Winter driving is no joke in general. Everyone needs to slow down and be sure to take the proper winter driving precautions, but if you drive a rideshare, your point-to-point driving makes you more vulnerable to getting in an accident than if you were simply driving to and from work. Add to this the dangers of driving in winter – not just snow, but colder months – and you have a situation that will quickly tell you if you’re an attentive enough driver or not. Here are some times for keeping yourself and your riders safe during the winter.

Snow Means Fewer Drivers

If you drive somewhere where snow is common during the winter, fewer drivers on the road can mean good and bad things. Of course, if the conditions are too dangerous to drive, don’t chance it just for a few bucks. If the conditions are such that other people are choosing you instead of driving themselves, then you have the possibility of a little extra cash. Fewer drivers does mean the snow may be piled up higher and more of a danger, so be sure to keep scrapers and other winter basics and emergency supplies in your trunk, including extra fluids for your car and a shovel and kitty litter in your trunk for getting unstuck from snow.

Drive Patiently

This is true year-round, but you should make sure to be extra careful not to rush if there’s a chance of hitting snow and/or ice and skidding out and possibly ending up in a ditch. If you have to be slow, be slow. Getting to your rider’s destination period is more important than getting there on time.

Know the Safest Roads

You should always be aware of the safest roads in your area, in case the snow and ice maintenance is better on some roads than others. Of course, you
want your riders to feel safe, as well, so be sure to communicate with them clearly if there’s a change in the route – make it clear to them that this is a proper, safe route to their destination so that they can feel comfortable in their ride with you.

Keep a Safe Distance

Along with driving slowly, making sure you’re further away from other cars than normal is critical to avoid hitting another car, since winter weather is going to make it slower and harder to brake on time. You should make sure you know your own car well, and if you know you aren’t a great winter driver, you should avoid taking fares until you’re more skilled at it.
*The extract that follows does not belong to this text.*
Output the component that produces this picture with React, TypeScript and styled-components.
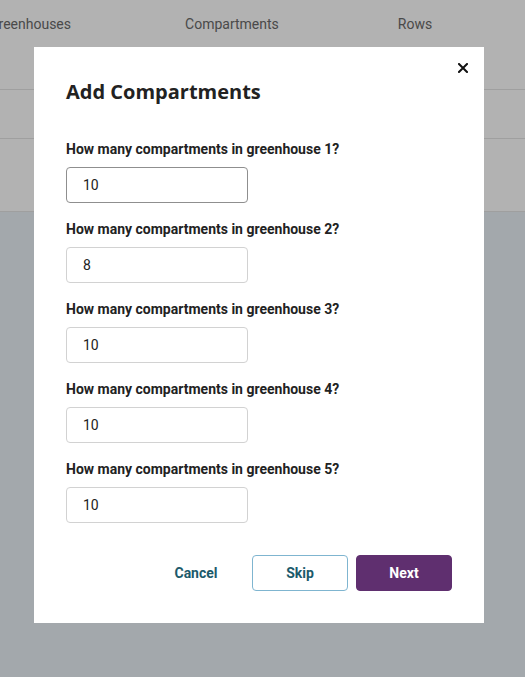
import React from "react";
import styled, { createGlobalStyle } from "styled-components";

const Global = createGlobalStyle`
  html, body { margin: 0; padding: 0; }
  body {
    font-family: Roboto, "Liberation Sans", Arial, sans-serif;
    background: #eaf1f6;
    width: 525px;
    height: 677px;
    overflow: hidden;
  }
  * { box-sizing: border-box; }
`;

const Page = styled.div`
  width: 525px;
  height: 677px;
  display: flex;
  flex-direction: column;
  background: #eaf1f6;
`;

const Header = styled.div`
  background: #ffffff;
  display: flex;
  flex-direction: column;
`;

const Tabs = styled.div`
  height: 90px;
  display: flex;
  align-items: flex-start;
  padding-top: 14px;
  border-bottom: 1px solid #e4e4e4;
  overflow: hidden;
`;

const Tab = styled.div<{ $offset: number }>`
  margin-left: ${(p) => p.$offset}px;
  font-size: 14px;
  line-height: 20px;
  color: #6a6a6a;
  white-space: nowrap;
  flex: none;
`;

const HeaderRow = styled.div<{ $h: number }>`
  height: ${(p) => p.$h}px;
  border-bottom: 1px solid #e4e4e4;
`;

const Overlay = styled.div`
  position: fixed;
  inset: 0;
  background: rgba(0, 0, 0, 0.3);
  padding: 47px 0 0 34px;
`;

const Modal = styled.div`
  position: relative;
  width: 450px;
  background: #ffffff;
  padding: 31px 32px 32px;
  display: flex;
  flex-direction: column;
`;

const Close = styled.button`
  position: absolute;
  top: 14px;
  right: 14px;
  width: 14px;
  height: 14px;
  padding: 0;
  border: none;
  background: transparent;
  display: flex;
  align-items: center;
  justify-content: center;
  cursor: pointer;
`;

const Title = styled.h2`
  margin: 0 0 33px;
  font-family: "Open Sans", "Noto Sans", sans-serif;
  font-weight: 700;
  font-size: 20px;
  line-height: 28px;
  color: #222222;
`;

const Fields = styled.div`
  display: flex;
  flex-direction: column;
  gap: 16px;
`;

const Field = styled.label`
  display: flex;
  flex-direction: column;
  gap: 8px;
`;

const Label = styled.span`
  font-size: 14px;
  line-height: 20px;
  font-weight: 700;
  color: #222222;
`;

const Input = styled.input<{ $active?: boolean }>`
  width: 182px;
  height: 36px;
  padding: 0 16px;
  border: 1px solid ${(p) => (p.$active ? "#8f8f8f" : "#d2d2d2")};
  border-radius: 4px;
  font-family: Roboto, "Liberation Sans", sans-serif;
  font-size: 14px;
  color: #222222;
  background: #ffffff;
  outline: none;
`;

const Actions = styled.div`
  margin-top: 32px;
  display: flex;
  justify-content: flex-end;
  gap: 8px;
`;

const Button = styled.button<{ $variant: "text" | "outline" | "primary" }>`
  width: 96px;
  height: 36px;
  border-radius: 4px;
  font-family: Roboto, "Liberation Sans", sans-serif;
  font-size: 14px;
  font-weight: 700;
  cursor: pointer;
  border: 1px solid
    ${(p) =>
      p.$variant === "outline"
        ? "#7fb5d0"
        : p.$variant === "primary"
        ? "#5f2f6f"
        : "transparent"};
  background: ${(p) => (p.$variant === "primary" ? "#5f2f6f" : "transparent")};
  color: ${(p) => (p.$variant === "primary" ? "#ffffff" : "#1c5a6b")};
`;

const tabs = [
  { label: "Greenhouses", offset: -11 },
  { label: "Compartments", offset: 114 },
  { label: "Rows", offset: 119 },
];

const values = ["10", "8", "10", "10", "10"];

export default function App() {
  return (
    <>
      <Global />
      <Page>
        <Header>
          <Tabs>
            {tabs.map((t) => (
              <Tab key={t.label} $offset={t.offset}>
                {t.label}
              </Tab>
            ))}
          </Tabs>
          <HeaderRow $h={49} />
          <HeaderRow $h={73} />
        </Header>
      </Page>
      <Overlay>
        <Modal role="dialog" aria-label="Add Compartments">
          <Close aria-label="Close">
            <svg width="10" height="10" viewBox="0 0 10 10">
              <path d="M1 1 L9 9 M9 1 L1 9" stroke="#111" strokeWidth="2" strokeLinecap="square" />
            </svg>
          </Close>
          <Title>Add Compartments</Title>
          <Fields>
            {values.map((v, i) => (
              <Field key={i}>
                <Label>How many compartments in greenhouse {i + 1}?</Label>
                <Input $active={i === 0} defaultValue={v} />
              </Field>
            ))}
          </Fields>
          <Actions>
            <Button $variant="text">Cancel</Button>
            <Button $variant="outline">Skip</Button>
            <Button $variant="primary">Next</Button>
          </Actions>
        </Modal>
      </Overlay>
    </>
  );
}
Also, if you’re driving with Lyft, Uber, or both, you should know their safety standards in addition to your own personal ones.

Be Prepared

Your emergency kit should contain provisions like food and water in case of the worst possible winter emergency, but you should also make sure your car has been properly maintained to avoid accidents or breakdowns in the winter. If you need snow tires or chains, make sure they are installed and maintained before heading out.